* BEGIN *
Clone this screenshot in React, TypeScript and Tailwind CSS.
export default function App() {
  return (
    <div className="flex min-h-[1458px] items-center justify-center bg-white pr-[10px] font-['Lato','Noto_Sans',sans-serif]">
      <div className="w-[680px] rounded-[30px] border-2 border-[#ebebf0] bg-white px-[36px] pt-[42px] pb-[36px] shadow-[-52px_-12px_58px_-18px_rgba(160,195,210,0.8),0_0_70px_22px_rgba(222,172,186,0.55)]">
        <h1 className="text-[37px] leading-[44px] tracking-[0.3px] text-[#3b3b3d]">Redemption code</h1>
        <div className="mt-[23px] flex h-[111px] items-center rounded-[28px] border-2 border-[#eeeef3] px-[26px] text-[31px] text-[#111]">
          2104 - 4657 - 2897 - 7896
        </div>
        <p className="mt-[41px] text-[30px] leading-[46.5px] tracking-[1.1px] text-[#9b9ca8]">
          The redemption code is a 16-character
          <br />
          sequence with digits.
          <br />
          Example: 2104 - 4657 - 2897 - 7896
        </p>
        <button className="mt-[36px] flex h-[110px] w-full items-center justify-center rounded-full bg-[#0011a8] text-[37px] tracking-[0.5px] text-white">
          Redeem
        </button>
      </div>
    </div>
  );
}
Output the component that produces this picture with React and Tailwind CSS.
* END *
### Request:
Extract, word for word, each line of the listing above.

### Completed exercise:
Clone this screenshot in React, TypeScript and Tailwind CSS.
export default function App() {
  return (
    <div className="flex min-h-[1458px] items-center justify-center bg-white pr-[10px] font-['Lato','Noto_Sans',sans-serif]">
      <div className="w-[680px] rounded-[30px] border-2 border-[#ebebf0] bg-white px-[36px] pt-[42px] pb-[36px] shadow-[-52px_-12px_58px_-18px_rgba(160,195,210,0.8),0_0_70px_22px_rgba(222,172,186,0.55)]">
        <h1 className="text-[37px] leading-[44px] tracking-[0.3px] text-[#3b3b3d]">Redemption code</h1>
        <div className="mt-[23px] flex h-[111px] items-center rounded-[28px] border-2 border-[#eeeef3] px-[26px] text-[31px] text-[#111]">
          2104 - 4657 - 2897 - 7896
        </div>
        <p className="mt-[41px] text-[30px] leading-[46.5px] tracking-[1.1px] text-[#9b9ca8]">
          The redemption code is a 16-character
          <br />
          sequence with digits.
          <br />
          Example: 2104 - 4657 - 2897 - 7896
        </p>
        <button className="mt-[36px] flex h-[110px] w-full items-center justify-center rounded-full bg-[#0011a8] text-[37px] tracking-[0.5px] text-white">
          Redeem
        </button>
      </div>
    </div>
  );
}
Output the component that produces this picture with React and Tailwind CSS.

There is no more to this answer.